Now that I’m heated up, I should also remind you to have a look at a group show at the always charming Chinese American Museum downtown (in L.A.’s original pueblo center across Alameda from Union Station), taking its inspiration from the freshly controversial Sriracha and other hot salsas and condiments – Mexican, Chinese and others.  The show is L.A. HEAT (Taste Changing Condiments), and, without offering a critique, I can promise that at least a few of its 29 participating artists are bound to tantalize your palate.   

Television is culturally front and center in recent years – we’re clearly in a golden age (ironic, since I never see enough of it); but movies, especially American movies, for all their crashing spectacle, are increasingly forgettable, almost dismissable at first viewing.  Cinema Vezzoli, contrary to Christopher Knight’s recent blandishments in the Los Angeles Times, will not offer “a welcome respite” from this sad reality.  What is indeed a “baroque spectacle” (Vezzoli’s own description) is not given further dimension or otherwise elucidated or illuminated by these occasionally lush but puerile fantasies and embroideries. Knight’s attempt to bolster his critique with art historical contextualization (simplistic if not actually misread) is sheer sophistry.  A slipshod art history tutorial is no substitute for an actual critique. I’d rather hear him elaborate a bit on how the “cheerfully nauseating” offers relief from “humdrum tragedy [of modern life].” My own advice is to skip Vezzoli altogether and turn to an artist (and movie director) truly capable of illuminating this ‘spectacle’ – John Waters.          
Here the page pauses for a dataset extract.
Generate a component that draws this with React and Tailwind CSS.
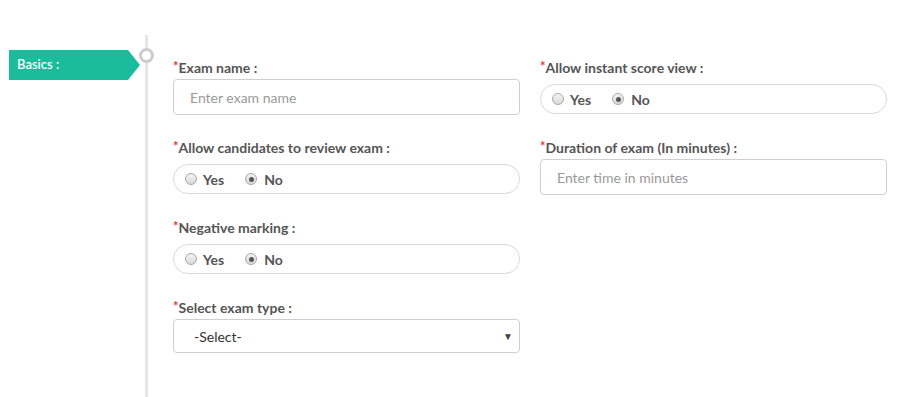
import React from "react";

function Label({ children }) {
  return (
    <div className="h-[18px] leading-[18px] mb-[2px] text-[14px] font-bold text-[#555] whitespace-nowrap">
      <span className="text-[#e53935] text-[13px] font-bold relative top-[-2px]">*</span>
      {children}
    </div>
  );
}

function Radio({ checked }) {
  return (
    <span className="relative inline-flex items-center justify-center w-[12px] h-[12px] rounded-full border border-[#a8a8a8] bg-gradient-to-b from-[#f4f4f4] to-[#d9d9d9]">
      {checked && <span className="w-[5px] h-[5px] rounded-full bg-[#555]" />}
    </span>
  );
}

function RadioGroup() {
  return (
    <div className="h-[36px] pt-[5px] pb-[1px]">
      <div className="h-[30px] rounded-full border border-[#d9d9d9] flex items-center pl-[11px] text-[14px] font-bold text-[#555]">
        <Radio />
        <span className="ml-[6px]">Yes</span>
        <span className="ml-[21px] flex items-center">
          <Radio checked />
        </span>
        <span className="ml-[7px]">No</span>
      </div>
    </div>
  );
}

function TextInput({ placeholder }) {
  return (
    <div className="h-[36px] rounded-[4px] border border-[#cfcfcf] flex items-center pl-[16px] text-[14px] text-[#999]">
      {placeholder}
    </div>
  );
}

function Field({ label, children }) {
  return (
    <div>
      <Label>{label}</Label>
      {children}
    </div>
  );
}

export default function App() {
  return (
    <div className="w-[901px] h-[397px] bg-white overflow-hidden" style={{ fontFamily: "Lato, 'Open Sans', sans-serif" }}>
      <div className="flex pt-[35px] h-full">
        <div className="w-[145px] pl-[9px] pt-[15px] shrink-0">
          <div
            className="w-[131px] h-[30px] bg-[#1abc9c] text-white text-[13px] font-semibold flex items-center pl-[8px]"
            style={{ clipPath: "polygon(0 0, 119px 0, 131px 50%, 119px 100%, 0 100%)" }}
          >
            Basics :
          </div>
        </div>
        <div className="relative border-l-[3px] border-[#e6e6e6] pl-[25px] pr-[14px] pt-[24px] flex-1">
          <div className="absolute left-[-9px] top-[13px] w-[15px] h-[15px] rounded-full border-[3px] border-[#cccccc] bg-white" />
          <div className="grid grid-cols-[347px_347px] gap-x-[20px]">
            <div className="flex flex-col gap-y-[24px]">
              <Field label="Exam name :">
                <TextInput placeholder="Enter exam name" />
              </Field>
              <Field label="Allow candidates to review exam :">
                <RadioGroup />
              </Field>
              <Field label="Negative marking :">
                <RadioGroup />
              </Field>
              <Field label="Select exam type :">
                <div className="h-[34px] rounded-[4px] border border-[#cfcfcf] flex items-center pl-[20px] pr-[6px] text-[14px] text-[#333]">
                  <span className="flex-1">-Select-</span>
                  <span className="text-[10px] text-[#444]">▼</span>
                </div>
              </Field>
            </div>
            <div className="flex flex-col gap-y-[24px]">
              <Field label="Allow instant score view :">
                <RadioGroup />
              </Field>
              <Field label="Duration of exam (In minutes) :">
                <TextInput placeholder="Enter time in minutes" />
              </Field>
            </div>
          </div>
        </div>
      </div>
    </div>
  );
}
Finally, a suggestion.  It’s actually cool today; and you could hypothetically go outside and convey yourself to a gallery if so inspired.  Inspiration has a way of wilting in the heat, though – and it was particularly extreme last week. How difficult would it be to push gallery hours later in the evening – when it’s not such a torture to actually get there and stand in the (not always air-conditioned) gallery.  I can see that there might be an issue with the lighting. My suggestion is that galleries experiment with low lighting – or even candlelight.  (Might be charming.) As the climate changes, it’s only going to get worse, so we might as well start experimenting with possibilities now. The future is looking darker for many reasons, among them the simple fact that we’re going to have to keep blinds and curtains drawn and lights low most hours of day and night in order to stay cool. 

And speaking of the conveyors of cool: it would be great if some (if not all) of us could team up into carpools or shuttles to make our sometimes far-reaching art and culture itineraries a bit more manageable. Lighter on the carbon imprint, too.